## Instructions to follow
Go through the material below, count the lines with the word "React", and reply with the count alone.

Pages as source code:
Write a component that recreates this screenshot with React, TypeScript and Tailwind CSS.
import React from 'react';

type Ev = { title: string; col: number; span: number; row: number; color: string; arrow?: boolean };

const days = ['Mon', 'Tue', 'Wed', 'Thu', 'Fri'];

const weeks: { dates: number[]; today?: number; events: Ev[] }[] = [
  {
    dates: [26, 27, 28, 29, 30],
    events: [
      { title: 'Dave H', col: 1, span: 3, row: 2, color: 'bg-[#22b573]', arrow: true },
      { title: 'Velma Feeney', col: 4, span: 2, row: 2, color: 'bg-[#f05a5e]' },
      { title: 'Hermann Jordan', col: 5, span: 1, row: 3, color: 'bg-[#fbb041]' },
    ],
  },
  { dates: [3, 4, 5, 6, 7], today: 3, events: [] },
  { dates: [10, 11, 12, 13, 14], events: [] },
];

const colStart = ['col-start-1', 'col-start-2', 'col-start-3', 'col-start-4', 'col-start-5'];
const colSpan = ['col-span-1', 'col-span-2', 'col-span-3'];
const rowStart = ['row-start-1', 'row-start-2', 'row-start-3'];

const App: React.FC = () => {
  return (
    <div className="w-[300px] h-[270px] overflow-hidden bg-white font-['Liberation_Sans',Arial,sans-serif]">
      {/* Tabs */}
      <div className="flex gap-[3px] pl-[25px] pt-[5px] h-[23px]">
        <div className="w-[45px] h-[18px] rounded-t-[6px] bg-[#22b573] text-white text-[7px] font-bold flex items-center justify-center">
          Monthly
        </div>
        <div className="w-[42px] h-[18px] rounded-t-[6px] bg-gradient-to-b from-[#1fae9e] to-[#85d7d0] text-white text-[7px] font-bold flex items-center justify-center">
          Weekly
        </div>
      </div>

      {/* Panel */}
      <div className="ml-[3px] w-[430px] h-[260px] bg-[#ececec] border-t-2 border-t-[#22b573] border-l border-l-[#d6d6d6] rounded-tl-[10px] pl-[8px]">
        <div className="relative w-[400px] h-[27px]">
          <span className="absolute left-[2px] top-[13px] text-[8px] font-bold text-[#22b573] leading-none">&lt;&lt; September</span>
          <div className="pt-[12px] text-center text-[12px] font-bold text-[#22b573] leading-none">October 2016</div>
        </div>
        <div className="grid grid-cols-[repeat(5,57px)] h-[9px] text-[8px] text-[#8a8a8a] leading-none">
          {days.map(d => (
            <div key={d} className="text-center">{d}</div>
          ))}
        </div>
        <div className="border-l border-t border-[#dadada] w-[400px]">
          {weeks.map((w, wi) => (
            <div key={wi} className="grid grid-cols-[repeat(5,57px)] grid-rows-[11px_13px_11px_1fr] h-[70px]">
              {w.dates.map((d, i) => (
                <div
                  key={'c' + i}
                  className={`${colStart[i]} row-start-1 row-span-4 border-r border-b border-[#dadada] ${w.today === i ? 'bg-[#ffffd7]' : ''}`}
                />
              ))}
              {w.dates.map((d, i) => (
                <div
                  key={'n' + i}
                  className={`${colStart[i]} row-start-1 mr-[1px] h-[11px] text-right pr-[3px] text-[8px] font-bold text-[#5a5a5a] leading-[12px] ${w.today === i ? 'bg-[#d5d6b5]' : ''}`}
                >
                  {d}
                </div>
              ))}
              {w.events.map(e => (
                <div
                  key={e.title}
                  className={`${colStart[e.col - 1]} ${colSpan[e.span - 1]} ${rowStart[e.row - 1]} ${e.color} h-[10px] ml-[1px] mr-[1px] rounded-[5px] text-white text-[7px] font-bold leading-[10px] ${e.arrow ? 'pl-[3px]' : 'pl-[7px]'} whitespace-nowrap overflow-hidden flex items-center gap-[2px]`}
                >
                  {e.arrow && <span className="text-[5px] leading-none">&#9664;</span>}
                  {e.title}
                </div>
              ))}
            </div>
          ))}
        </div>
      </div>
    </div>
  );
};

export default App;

==

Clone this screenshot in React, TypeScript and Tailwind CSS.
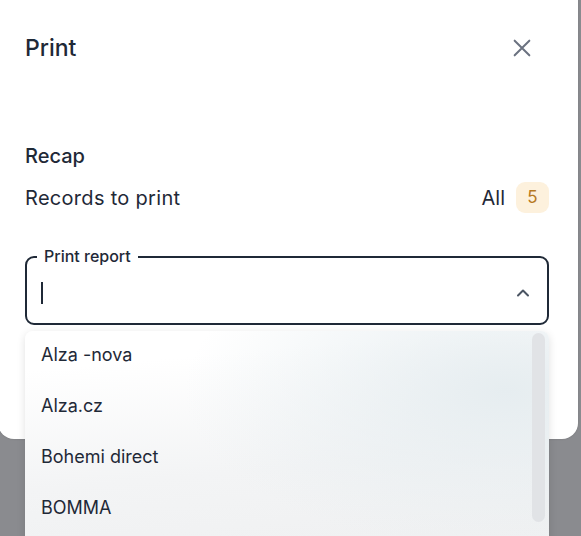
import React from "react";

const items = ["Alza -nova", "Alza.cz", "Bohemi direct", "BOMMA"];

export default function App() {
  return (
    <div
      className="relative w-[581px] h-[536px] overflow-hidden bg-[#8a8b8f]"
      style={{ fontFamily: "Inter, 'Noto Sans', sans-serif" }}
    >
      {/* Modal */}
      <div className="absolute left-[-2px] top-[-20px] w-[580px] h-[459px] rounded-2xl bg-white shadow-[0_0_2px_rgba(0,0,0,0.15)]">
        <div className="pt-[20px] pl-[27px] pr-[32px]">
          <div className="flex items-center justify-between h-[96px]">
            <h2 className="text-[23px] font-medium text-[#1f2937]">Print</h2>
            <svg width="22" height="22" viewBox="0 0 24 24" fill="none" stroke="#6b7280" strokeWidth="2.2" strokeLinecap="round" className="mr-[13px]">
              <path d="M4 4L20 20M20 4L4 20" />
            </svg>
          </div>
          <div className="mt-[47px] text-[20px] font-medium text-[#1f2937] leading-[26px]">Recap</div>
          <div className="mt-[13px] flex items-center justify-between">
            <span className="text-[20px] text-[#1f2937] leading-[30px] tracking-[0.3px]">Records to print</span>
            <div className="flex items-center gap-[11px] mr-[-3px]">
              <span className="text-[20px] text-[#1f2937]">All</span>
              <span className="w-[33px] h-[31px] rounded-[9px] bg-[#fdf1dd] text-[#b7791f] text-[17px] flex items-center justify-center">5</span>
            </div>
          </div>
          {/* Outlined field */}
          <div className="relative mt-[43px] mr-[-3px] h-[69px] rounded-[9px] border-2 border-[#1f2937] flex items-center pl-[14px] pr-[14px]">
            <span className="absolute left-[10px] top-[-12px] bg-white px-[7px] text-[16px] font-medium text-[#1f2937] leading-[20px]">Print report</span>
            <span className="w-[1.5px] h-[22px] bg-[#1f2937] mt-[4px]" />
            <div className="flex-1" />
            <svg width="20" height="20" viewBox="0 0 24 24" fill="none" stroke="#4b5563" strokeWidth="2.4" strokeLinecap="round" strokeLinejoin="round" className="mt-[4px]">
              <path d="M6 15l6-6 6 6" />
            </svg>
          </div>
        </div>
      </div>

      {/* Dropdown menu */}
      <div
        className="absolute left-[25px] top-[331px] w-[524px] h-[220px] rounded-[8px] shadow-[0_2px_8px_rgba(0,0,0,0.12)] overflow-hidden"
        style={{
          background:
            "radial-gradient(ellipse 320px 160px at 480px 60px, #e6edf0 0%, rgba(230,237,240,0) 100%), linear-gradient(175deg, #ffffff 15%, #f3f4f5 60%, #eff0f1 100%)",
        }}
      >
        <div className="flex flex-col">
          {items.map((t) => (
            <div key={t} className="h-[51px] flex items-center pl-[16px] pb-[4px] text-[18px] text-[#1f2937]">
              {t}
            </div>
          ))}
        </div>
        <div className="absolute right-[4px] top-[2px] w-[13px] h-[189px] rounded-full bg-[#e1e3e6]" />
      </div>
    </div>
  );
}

---

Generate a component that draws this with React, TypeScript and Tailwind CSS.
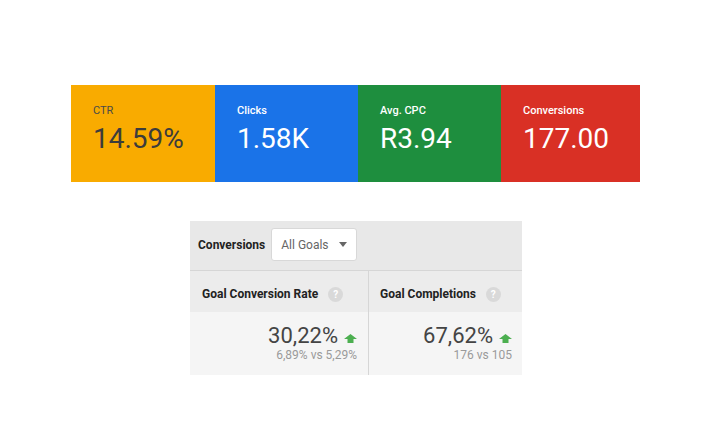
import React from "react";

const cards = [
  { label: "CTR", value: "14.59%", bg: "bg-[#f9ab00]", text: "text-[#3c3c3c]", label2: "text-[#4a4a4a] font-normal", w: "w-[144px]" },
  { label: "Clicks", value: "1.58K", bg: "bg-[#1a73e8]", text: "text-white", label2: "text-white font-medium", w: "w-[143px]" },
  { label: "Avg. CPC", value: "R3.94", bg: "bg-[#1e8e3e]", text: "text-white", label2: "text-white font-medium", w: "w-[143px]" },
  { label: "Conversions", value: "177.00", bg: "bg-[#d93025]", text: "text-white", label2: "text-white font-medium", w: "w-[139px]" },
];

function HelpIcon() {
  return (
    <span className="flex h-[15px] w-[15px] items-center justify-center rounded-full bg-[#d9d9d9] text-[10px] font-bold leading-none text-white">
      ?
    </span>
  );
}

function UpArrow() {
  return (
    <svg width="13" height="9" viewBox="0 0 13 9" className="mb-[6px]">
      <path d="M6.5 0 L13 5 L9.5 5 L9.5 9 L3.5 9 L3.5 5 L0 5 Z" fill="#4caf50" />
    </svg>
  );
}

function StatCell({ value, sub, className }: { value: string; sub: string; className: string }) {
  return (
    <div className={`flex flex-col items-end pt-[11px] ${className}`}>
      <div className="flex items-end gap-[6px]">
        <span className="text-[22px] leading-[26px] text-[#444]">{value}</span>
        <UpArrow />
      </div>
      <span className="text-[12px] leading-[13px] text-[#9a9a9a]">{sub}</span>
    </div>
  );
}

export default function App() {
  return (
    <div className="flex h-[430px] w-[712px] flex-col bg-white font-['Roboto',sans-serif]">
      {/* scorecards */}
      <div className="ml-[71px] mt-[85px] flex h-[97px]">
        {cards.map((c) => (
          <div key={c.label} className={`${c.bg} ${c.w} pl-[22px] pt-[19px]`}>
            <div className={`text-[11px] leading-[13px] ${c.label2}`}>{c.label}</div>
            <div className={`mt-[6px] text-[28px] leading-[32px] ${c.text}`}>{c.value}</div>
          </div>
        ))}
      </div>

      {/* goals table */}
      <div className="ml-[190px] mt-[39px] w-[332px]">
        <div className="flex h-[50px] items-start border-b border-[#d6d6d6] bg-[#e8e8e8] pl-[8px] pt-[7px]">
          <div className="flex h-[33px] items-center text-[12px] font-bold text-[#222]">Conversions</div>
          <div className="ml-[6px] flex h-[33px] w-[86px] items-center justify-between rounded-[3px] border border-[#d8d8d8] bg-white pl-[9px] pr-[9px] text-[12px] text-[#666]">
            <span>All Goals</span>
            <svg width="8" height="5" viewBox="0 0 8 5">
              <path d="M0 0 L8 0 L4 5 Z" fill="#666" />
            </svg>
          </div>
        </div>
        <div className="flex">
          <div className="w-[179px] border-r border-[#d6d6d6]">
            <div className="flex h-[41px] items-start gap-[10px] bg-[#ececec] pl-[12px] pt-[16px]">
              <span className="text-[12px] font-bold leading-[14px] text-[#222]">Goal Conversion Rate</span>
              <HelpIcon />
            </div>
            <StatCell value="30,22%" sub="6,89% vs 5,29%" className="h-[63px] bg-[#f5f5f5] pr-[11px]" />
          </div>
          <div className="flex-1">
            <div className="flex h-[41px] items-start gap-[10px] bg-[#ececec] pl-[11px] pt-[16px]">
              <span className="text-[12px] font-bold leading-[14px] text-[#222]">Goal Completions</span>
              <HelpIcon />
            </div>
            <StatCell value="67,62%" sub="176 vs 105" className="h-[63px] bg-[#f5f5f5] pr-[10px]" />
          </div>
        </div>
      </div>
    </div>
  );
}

## Result of this exercise
7